Thea Tlsty, PhD


Our laboratory is interested in the earliest events that cause cancer formation in human cells. We use genetic, molecular, biochemical, and cytogenetic techniques to study the cell biology of tumor cell formation and progression in human tissue. An important aspect of these events includes the regulation of genomic instability. These studies have led us to the investigation of signal transduction pathways that govern a cell's response to environmental cues as well as the origin of tumor-facilitating signals provided by the microenvironment.

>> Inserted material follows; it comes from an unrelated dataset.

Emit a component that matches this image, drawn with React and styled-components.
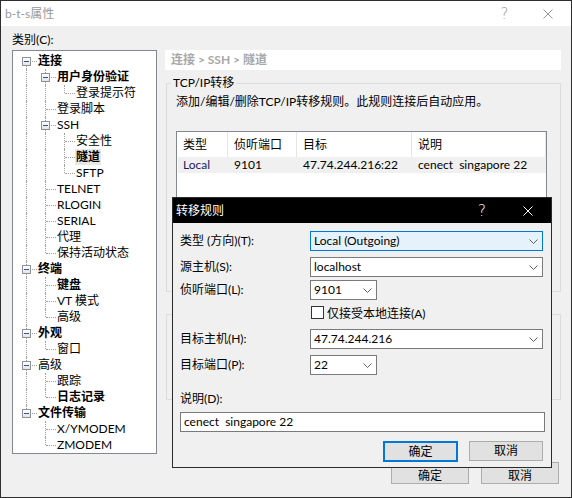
import React from 'react';
import styled, { createGlobalStyle } from 'styled-components';

const FONT = `"Lato", "Noto Sans CJK SC", sans-serif`;

const GlobalStyle = createGlobalStyle`
  html, body { margin: 0; padding: 0; background: #f0f0f0; }
  body { font-family: ${FONT}; font-size: 12px; color: #000; }
  * { box-sizing: border-box; }
`;

const tree = [
  { t: '连接', b: true, c: [
    { t: '用户身份验证', b: true, c: [{ t: '登录提示符' }] },
    { t: '登录脚本' },
    { t: 'SSH', c: [{ t: '安全性' }, { t: '隧道', b: true, sel: true }, { t: 'SFTP' }] },
    { t: 'TELNET' },
    { t: 'RLOGIN' },
    { t: 'SERIAL' },
    { t: '代理' },
    { t: '保持活动状态' },
  ] },
  { t: '终端', b: true, c: [{ t: '键盘', b: true }, { t: 'VT 模式' }, { t: '高级' }] },
  { t: '外观', b: true, c: [{ t: '窗口' }] },
  { t: '高级', c: [{ t: '跟踪' }, { t: '日志记录', b: true }] },
  { t: '文件传输', b: true, c: [{ t: 'X/YMODEM' }, { t: 'ZMODEM' }] },
];

function flatten(nodes, guides = [], out = []) {
  nodes.forEach((n, i) => {
    const last = i === nodes.length - 1;
    out.push({ ...n, guides, last, first: guides.length === 0 && i === 0 });
    if (n.c) flatten(n.c, [...guides, !last], out);
  });
  return out;
}

const Window = styled.div`
  position: relative;
  width: 572px;
  height: 498px;
  border: 1px solid #2e2e2e;
  background: #f0f0f0;
  overflow: hidden;
  display: flex;
  flex-direction: column;
`;

const TitleBar = styled.div`
  height: 25px;
  flex: none;
  display: flex;
  align-items: center;
  background: ${p => (p.$dark ? '#000' : '#fff')};
  color: ${p => (p.$dark ? '#fff' : '#999')};
  padding-left: ${p => (p.$dark ? 3 : 4)}px;
  padding-right: ${p => (p.$dark ? 0 : 2)}px;
`;

const TitleText = styled.div`
  flex: 1;
  font-size: 12px;
  line-height: 16px;
`;

const CapButton = styled.div`
  width: ${p => p.$w || 43}px;
  height: 100%;
  display: flex;
  align-items: center;
  justify-content: center;
  font-family: "DejaVu Sans", sans-serif;
  font-size: 15px;
  font-weight: 300;
`;

const Body = styled.div`
  flex: 1;
  display: flex;
  padding: 6px 10px 13px 11px;
`;

const LeftCol = styled.div`
  width: 145px;
  flex: none;
`;

const CatLabel = styled.div`
  height: 18px;
  line-height: 16px;
`;

const TreeBox = styled.div`
  height: 404px;
  background: #fff;
  border: 1px solid #828790;
  padding: 2px 0 0 4px;
`;

const TreeRow = styled.div`
  height: 16px;
  display: flex;
  align-items: stretch;
`;

const Guide = styled.div`
  position: relative;
  width: 19px;
  flex: none;
  &::before {
    content: '';
    display: ${p => (p.$on ? 'block' : 'none')};
    position: absolute;
    left: 9px;
    top: 0;
    bottom: 0;
    border-left: 1px dotted #a0a0a0;
  }
`;

const Joint = styled.div`
  position: relative;
  width: 19px;
  flex: none;
  &::before {
    content: '';
    position: absolute;
    left: 9px;
    top: ${p => (p.$first ? 8 : 0)}px;
    height: ${p => (p.$last ? 8 : 16) - (p.$first ? 8 : 0)}px;
    border-left: 1px dotted #a0a0a0;
  }
  &::after {
    content: '';
    position: absolute;
    left: 10px;
    right: -1px;
    top: 8px;
    border-top: 1px dotted #a0a0a0;
  }
`;

const Expander = styled.div`
  position: absolute;
  z-index: 1;
  left: 5px;
  top: 4px;
  width: 9px;
  height: 9px;
  border: 1px solid #919191;
  background: linear-gradient(#ffffff, #e4e4e4);
  &::after {
    content: '';
    position: absolute;
    left: 1px;
    top: 3px;
    width: 5px;
    height: 1px;
    background: #2b4fa8;
  }
`;

const TreeText = styled.div`
  margin-left: 1px;
  padding: 0 1px;
  line-height: 16px;
  white-space: nowrap;
  font-weight: ${p => (p.$bold ? 700 : 400)};
  background: ${p => (p.$sel ? '#e8e8e8' : 'transparent')};
`;

const RightCol = styled.div`
  width: 396px;
  margin-left: 8px;
  padding-top: 18px;
  display: flex;
  flex-direction: column;
`;

const Crumb = styled.div`
  height: 20px;
  line-height: 20px;
  background: #fff;
  padding-left: 6px;
  font-weight: 700;
  color: #a8a8a8;
`;

const Group = styled.fieldset`
  margin: ${p => p.$top}px 0 0 1px;
  width: 395px;
  height: ${p => p.$h}px;
  border: 1px solid #dcdcdc;
  padding: 0 0 0 9px;
  min-width: 0;
`;

const Legend = styled.legend`
  margin-left: -5px;
  padding: 0 2px;
  line-height: 16px;
`;

const Hint = styled.div`
  margin-top: 3px;
  line-height: 16px;
`;

const ListView = styled.div`
  margin-top: 21px;
  width: 371px;
  height: 124px;
  background: #fff;
  border: 1px solid #828790;
`;

const ListHead = styled.div`
  display: flex;
  height: 25px;
`;

const HeadCell = styled.div`
  width: ${p => p.$w}px;
  flex: none;
  padding: 2px 0 0 6px;
  line-height: 22px;
  border-right: 1px solid #e5e5e5;
  white-space: nowrap;
`;

const ListRow = styled.div`
  display: flex;
  height: 16px;
  margin-left: 1px;
  width: 368px;
  background: #f0f0f0;
`;

const Cell = styled.div`
  width: ${p => p.$w}px;
  flex: none;
  padding-left: ${p => p.$pad || 6}px;
  line-height: 16px;
  white-space: pre;
  color: ${p => p.$c || '#000'};
`;

const Footer = styled.div`
  margin-top: auto;
  display: flex;
  justify-content: flex-end;
  gap: 12px;
  padding-right: 2px;
`;

const Button = styled.div`
  width: ${p => p.$w || 78}px;
  height: ${p => p.$h || 22}px;
  display: flex;
  align-items: center;
  justify-content: center;
  padding-top: ${p => p.$pt || 0}px;
  background: #e1e1e1;
  border: ${p => (p.$focus ? '2px solid #0078d7' : '1px solid #adadad')};
  line-height: 16px;
`;

const Dialog = styled.div`
  position: absolute;
  left: 171px;
  top: 196px;
  width: 380px;
  height: 271px;
  border: 1px solid #2b2b2b;
  background: #f0f0f0;
  display: flex;
  flex-direction: column;
  z-index: 5;
`;

const DlgBody = styled.div`
  padding: 8px 6px 0 7px;
`;

const FormRow = styled.div`
  display: flex;
  align-items: center;
  margin-top: ${p => p.$mt || 0}px;
  height: 20px;
`;

const FieldLabel = styled.div`
  width: 130px;
  flex: none;
  line-height: 16px;
  white-space: nowrap;
`;

const Combo = styled.div`
  width: ${p => p.$w}px;
  height: 20px;
  display: flex;
  align-items: center;
  justify-content: space-between;
  padding: 0 4px 0 3px;
  background: ${p => (p.$focus ? '#e5f1fb' : '#fff')};
  border: 1px solid ${p => (p.$focus ? '#0078d7' : '#7a7a7a')};
  line-height: 16px;
`;

const Check = styled.div`
  width: 13px;
  height: 13px;
  margin: 0 3px 0 131px;
  border: 1px solid #333;
  background: #fff;
`;

const TextInput = styled.div`
  margin-top: 3px;
  width: 365px;
  height: 20px;
  padding-left: 3px;
  line-height: 18px;
  background: #fff;
  border: 1px solid #7a7a7a;
  white-space: pre;
`;

const DlgButtons = styled.div`
  margin-top: 9px;
  display: flex;
  justify-content: flex-end;
  align-items: flex-start;
  gap: 11px;
  padding-right: 2px;
`;

const Chevron = () => (
  <svg width="9" height="5" viewBox="0 0 9 5">
    <polyline points="0.5,0.5 4.5,4.5 8.5,0.5" fill="none" stroke="#606060" strokeWidth="1" />
  </svg>
);

const CloseIcon = ({ color }) => (
  <svg width="10" height="10" viewBox="0 0 10 10">
    <path d="M0.5 0.5 L9.5 9.5 M9.5 0.5 L0.5 9.5" stroke={color} strokeWidth="1" />
  </svg>
);

const cols = [51, 69, 115, 134];

export default function App() {
  const rows = flatten(tree);
  return (
    <>
      <GlobalStyle />
      <Window>
        <TitleBar>
          <TitleText>b-t-s属性</TitleText>
          <CapButton>?</CapButton>
          <CapButton><CloseIcon color="#999" /></CapButton>
        </TitleBar>
        <Body>
          <LeftCol>
            <CatLabel>类别(C):</CatLabel>
            <TreeBox>
              {rows.map((r, i) => (
                <TreeRow key={i}>
                  {r.guides.map((g, j) => <Guide key={j} $on={g} />)}
                  <Joint $first={r.first} $last={r.last}>
                    {r.c && <Expander />}
                  </Joint>
                  <TreeText $bold={r.b} $sel={r.sel}>{r.t}</TreeText>
                </TreeRow>
              ))}
            </TreeBox>
          </LeftCol>
          <RightCol>
            <Crumb>连接 &gt; SSH &gt; 隧道</Crumb>
            <Group $top={5} $h={217}>
              <Legend>TCP/IP转移</Legend>
              <Hint>添加/编辑/删除TCP/IP转移规则。此规则连接后自动应用。</Hint>
              <ListView>
                <ListHead>
                  {['类型', '侦听端口', '目标', '说明'].map((h, i) => (
                    <HeadCell key={h} $w={cols[i]}>{h}</HeadCell>
                  ))}
                </ListHead>
                <ListRow>
                  <Cell $w={50} $pad={5} $c="#1a1a5e">Local</Cell>
                  <Cell $w={69}>9101</Cell>
                  <Cell $w={115}>47.74.244.216:22</Cell>
                  <Cell $w={134}>cenect  singapore 22</Cell>
                </ListRow>
              </ListView>
            </Group>
            <Group $top={22} $h={86} />
            <Footer>
              <Button $pt={6}>确定</Button>
              <Button $pt={6}>取消</Button>
            </Footer>
          </RightCol>
        </Body>

        <Dialog>
          <TitleBar $dark>
            <TitleText>转移规则</TitleText>
            <CapButton $w={46}>?</CapButton>
            <CapButton $w={46}><CloseIcon color="#fff" /></CapButton>
          </TitleBar>
          <DlgBody>
            <FormRow>
              <FieldLabel>类型 (方向)(T):</FieldLabel>
              <Combo $w={233} $focus>Local (Outgoing)<Chevron /></Combo>
            </FormRow>
            <FormRow $mt={6}>
              <FieldLabel>源主机(S):</FieldLabel>
              <Combo $w={233}>localhost<Chevron /></Combo>
            </FormRow>
            <FormRow $mt={3}>
              <FieldLabel>侦听端口(L):</FieldLabel>
              <Combo $w={67}>9101<Chevron /></Combo>
            </FormRow>
            <FormRow $mt={2}>
              <Check />
              <span>仅接受本地连接(A)</span>
            </FormRow>
            <FormRow $mt={7}>
              <FieldLabel>目标主机(H):</FieldLabel>
              <Combo $w={233}>47.74.244.216<Chevron /></Combo>
            </FormRow>
            <FormRow $mt={6}>
              <FieldLabel>目标端口(P):</FieldLabel>
              <Combo $w={67}>22<Chevron /></Combo>
            </FormRow>
            <FormRow $mt={14}>
              <FieldLabel>说明(D):</FieldLabel>
            </FormRow>
            <TextInput>cenect  singapore 22</TextInput>
            <DlgButtons>
              <Button $w={75} $h={21} $focus>确定</Button>
              <Button $w={74} $h={20}>取消</Button>
            </DlgButtons>
          </DlgBody>
        </Dialog>
      </Window>
    </>
  );
}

Initial studies demonstrated that gene amplification, one type of genomic instability, could be detected in tumor cells, but not in normal cells. We identified the first set of genes that controls this process in human cells. The tumor suppressor gene, p53, prevents gene amplification in primary cells, essentially by acting as part of a signal transduction pathway that senses genomic damage and allows for the cell to halt cell cycle progression to increase chances for repair. Knowledge of these response processes can be used in the diagnosis of cancer or the identification of individuals that are predisposed to cancer. We have begun screening studies to identify such individuals. Furthermore, genomic instability is known to underlie the processes of metastasis and the generation of drug-resistant tumor cells, two events that impair cancer treatment. We would like to understand how these processes are modulated in human cells so that it can be used to increase therapeutic efficiency.

While studying the modulation of genetic integrity in the transforming cell we found that signals from the stroma, specifically the fibroblasts associated with the cancer lesion, could facilitate tumor formation. This has become an active area of investigation and our laboratory is identifying the molecular dialog that stimulates tumor formation and targets for its prevention.

More recently, we have identified a subpopulation of human mammary epithelial cells that exhibit striking pre-malignant phenotypes and stem cell characteristics. Cells lacking p16 activity acquire stem cell characteristics and can bypass senescent signals. We are extending our studies to determine how these cells contribute to the carcinogenic processes and how they can be reprogrammed or selectively eliminated.